■ Data extract ■
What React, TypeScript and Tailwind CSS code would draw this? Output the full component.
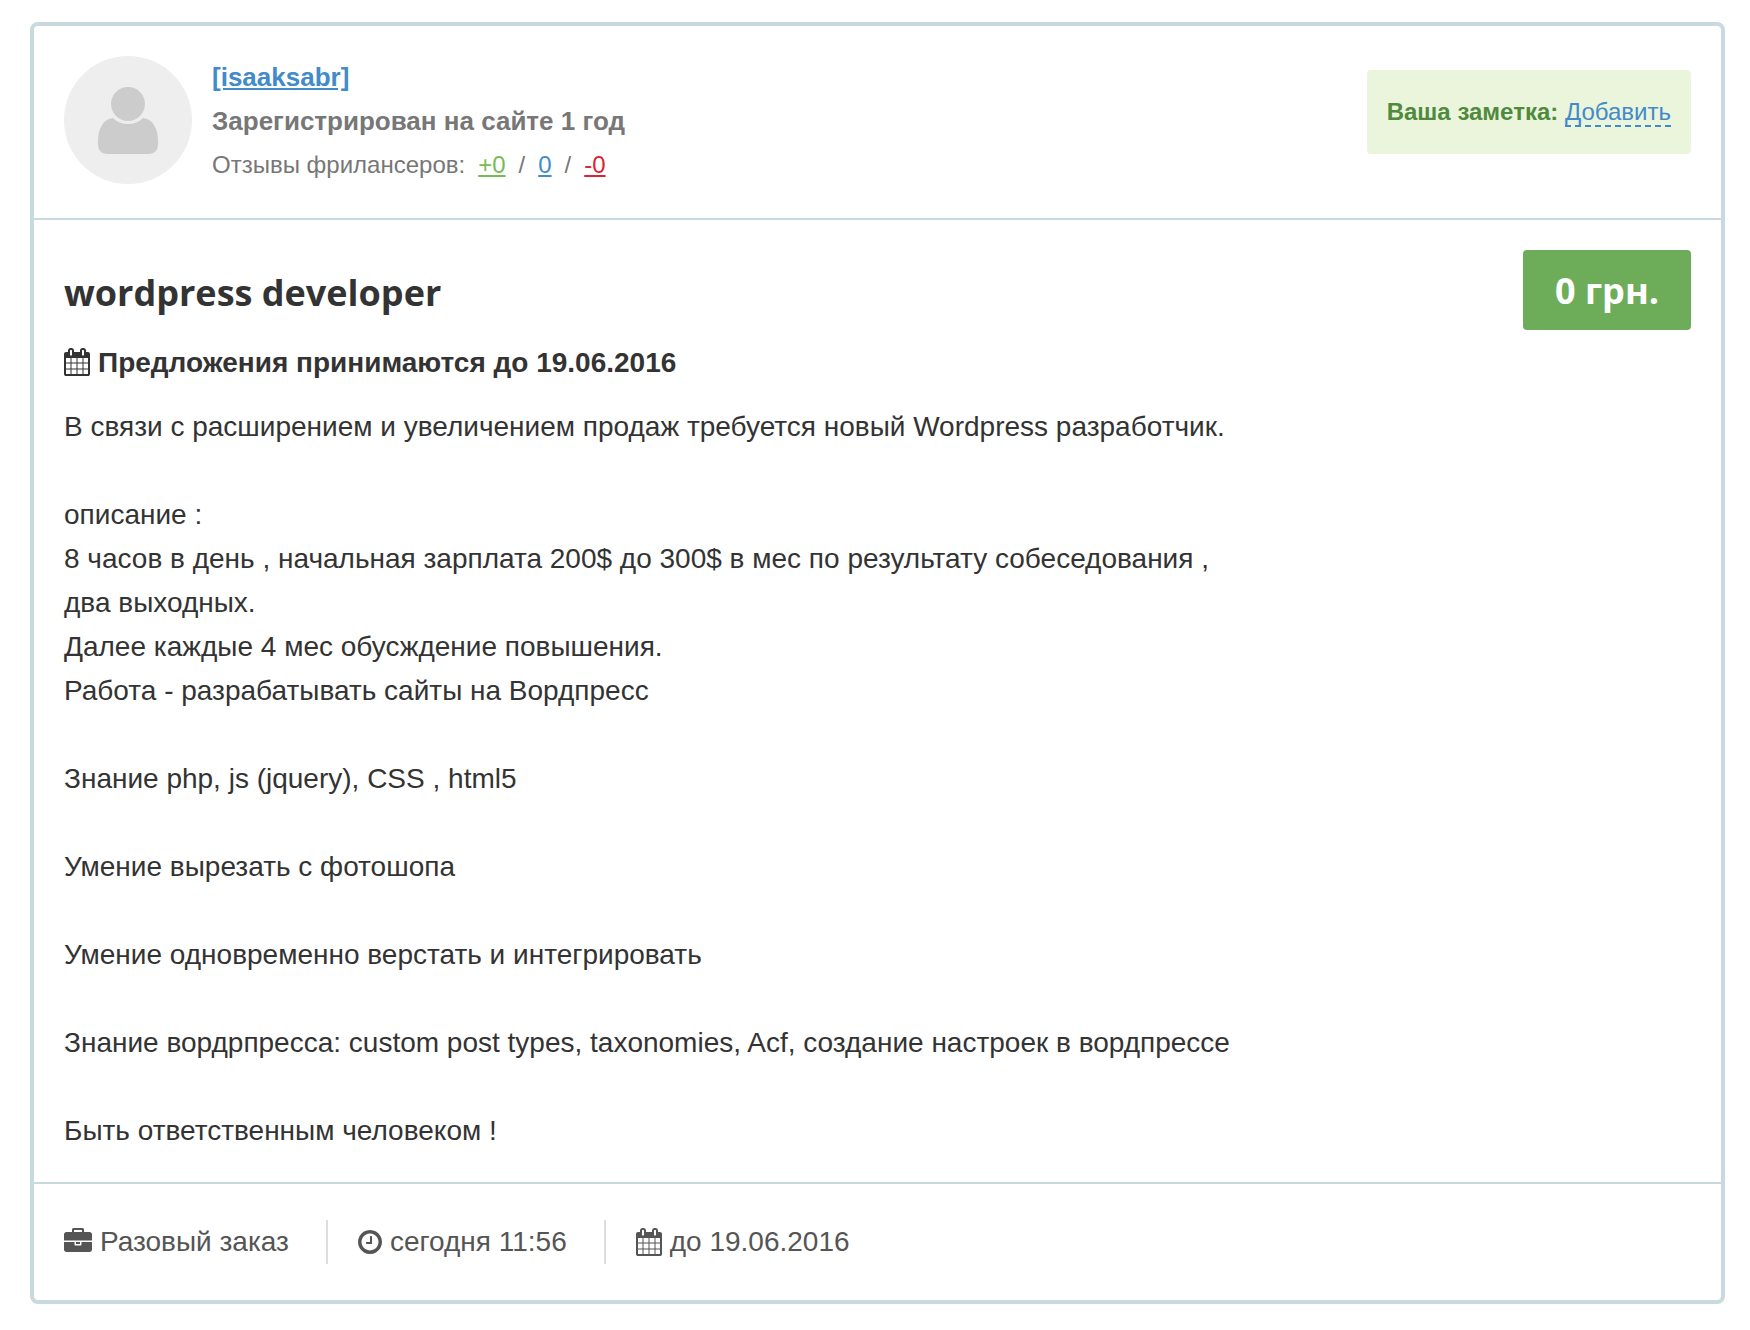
import React from "react";

type IconProps = {
  className?: string;
};

const CalendarIcon = ({ className }: IconProps) => (
  <svg viewBox="64 0 1664 1792" fill="currentColor" className={className} aria-hidden="true">
    <path d="M192 1664h288v-288h-288v288zm352 0h320v-288h-320v288zm-352-352h288v-320h-288v320zm352 0h320v-320h-320v320zm-352-384h288v-288h-288v288zm736 736h320v-288h-320v288zm-384-736h320v-288h-320v288zm768 736h288v-288h-288v288zm-384-352h320v-320h-320v320zm-352-864v-288q0-13-9.5-22.5t-22.5-9.5h-64q-13 0-22.5 9.5t-9.5 22.5v288q0 13 9.5 22.5t22.5 9.5h64q13 0 22.5-9.5t9.5-22.5zm736 864h288v-320h-288v320zm-384-384h320v-288h-320v288zm384 0h288v-288h-288v288zm32-480v-288q0-13-9.5-22.5t-22.5-9.5h-64q-13 0-22.5 9.5t-9.5 22.5v288q0 13 9.5 22.5t22.5 9.5h64q13 0 22.5-9.5t9.5-22.5zm384-64v1280q0 52-38 90t-90 38h-1408q-52 0-90-38t-38-90v-1280q0-52 38-90t90-38h128v-96q0-66 47-113t113-47h64q66 0 113 47t47 113v96h384v-96q0-66 47-113t113-47h64q66 0 113 47t47 113v96h128q52 0 90 38t38 90z" />
  </svg>
);

const BriefcaseIcon = ({ className }: IconProps) => (
  <svg viewBox="0 0 1792 1536" fill="currentColor" className={className} aria-hidden="true">
    <path d="M640 256h512v-128h-512v128zm1152 640v480q0 66-47 113t-113 47h-1472q-66 0-113-47t-47-113v-480h672v160q0 26 19 45t45 19h320q26 0 45-19t19-45v-160h672zm-768 0v128h-256v-128h256zm768-480v384h-1792v-384q0-66 47-113t113-47h352v-160q0-40 28-68t68-28h576q40 0 68 28t28 68v160h352q66 0 113 47t47 113z" />
  </svg>
);

const ClockIcon = ({ className }: IconProps) => (
  <svg viewBox="128 128 1536 1536" fill="currentColor" className={className} aria-hidden="true">
    <path d="M1024 544v448q0 14-9 23t-23 9h-320q-14 0-23-9t-9-23v-64q0-14 9-23t23-9h224v-352q0-14 9-23t23-9h64q14 0 23 9t9 23zm416 352q0-148-73-273t-198-198-273-73-273 73-198 198-73 273 73 273 198 198 273 73 273-73 198-198 73-273zm224 0q0 209-103 385.5t-279.5 279.5-385.5 103-385.5-103-279.5-279.5-103-385.5 103-385.5 279.5-279.5 385.5-103 385.5 103 279.5 279.5 103 385.5z" />
  </svg>
);

const Avatar = () => (
  <svg viewBox="0 0 128 128" className="size-32 shrink-0" role="img" aria-label="isaaksabr">
    <circle cx="64" cy="64" r="64" fill="#eeeeee" />
    <path
      d="M49 62c-10 1-15 11-15 23v3c0 7 4 10 10 10h40c6 0 10-3 10-10v-3c0-12-5-22-15-23-4 4-9 6-15 6s-11-2-15-6z"
      fill="#cccccc"
    />
    <circle cx="64" cy="48" r="17" fill="#cccccc" />
  </svg>
);

const description = `В связи с расширением и увеличением продаж требуется новый Wordpress разработчик.

описание :
8 часов в день , начальная зарплата 200$ до 300$ в мес по результату собеседования ,
два выходных.
Далее каждые 4 мес обусждение повышения.
Работа - разрабатывать сайты на Вордпресс

Знание php, js (jquery), CSS , html5

Умение вырезать с фотошопа

Умение одновременно верстать и интегрировать

Знание вордрпресса: custom post types, taxonomies, Acf, создание настроек в вордпрессе

Быть ответственным человеком !`;

const App = () => {
  return (
    <main className="pt-[22px] pb-[26px] pl-[30px] pr-[25px] font-['Liberation_Sans',Arial,sans-serif] text-[28px] leading-[44px] text-[#333333]">
      <article className="rounded-lg border-4 border-[#c8d9df] bg-white">
        <header className="flex items-start border-b-2 border-[#c8d9df] px-[30px] pt-[30px] pb-[31px]">
          <Avatar />
          <div className="-mt-px ml-5 grow text-[#777777]">
            <a href="#profile" className="block w-fit text-[26px] font-bold text-[#428bca] underline">
              [isaaksabr]
            </a>
            <p className="text-[26px] font-bold">Зарегистрирован на сайте 1 год</p>
            <p className="flex gap-[13px] text-[24px]">
              <span>Отзывы фрилансеров:</span>
              <a href="#positive" className="text-[#77bb55] underline">+0</a>
              <span>/</span>
              <a href="#neutral" className="text-[#428bca] underline">0</a>
              <span>/</span>
              <a href="#negative" className="text-[#dd2233] underline">-0</a>
            </p>
          </div>
          <div className="mt-[14px] rounded bg-[#ebf5dc] p-5 text-[24px]">
            <strong className="text-[#4f8a3d]">Ваша заметка:</strong>{" "}
            <a href="#note" className="border-b-2 border-dashed border-[#428bca] text-[#428bca]">
              Добавить
            </a>
          </div>
        </header>

        <section className="border-b-2 border-[#c8d9df] px-[30px] pt-[30px] pb-[29px]">
          <div className="flex items-start justify-between">
            <h1 className="mt-[19px] mb-6 font-['Open_Sans',sans-serif] text-[36px] leading-[48px] font-bold">
              wordpress developer
            </h1>
            <span className="rounded bg-[#6dad5a] px-8 pt-0.5 font-['Open_Sans',sans-serif] text-[36px] leading-[78px] font-bold text-white">
              0 грн.
            </span>
          </div>
          <p className="mb-5 flex items-center gap-2 font-bold">
            <CalendarIcon className="mb-0.5 h-7 w-[26px]" />
            Предложения принимаются до 19.06.2016
          </p>
          <p className="whitespace-pre-line">{description}</p>
        </section>

        <footer className="px-[30px] py-9 text-[#555555]">
          <ul className="flex">
            <li className="flex items-center gap-2 border-r-2 border-[#dddddd] pr-[37px]">
              <BriefcaseIcon className="mb-1 h-6 w-7" />
              Разовый заказ
            </li>
            <li className="flex items-center gap-2 border-r-2 border-[#dddddd] pr-[37px] pl-[30px]">
              <ClockIcon className="size-6" />
              сегодня 11:56
            </li>
            <li className="flex items-center gap-2 pl-[30px]">
              <CalendarIcon className="h-7 w-[26px]" />
              до 19.06.2016
            </li>
          </ul>
        </footer>
      </article>
    </main>
  );
};

export default App;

■ What you are asked to do ■
In the lines above, locate the string "React". Copy every line where it occurs.

■ Solution to this task ■
What React, TypeScript and Tailwind CSS code would draw this? Output the full component.
import React from "react";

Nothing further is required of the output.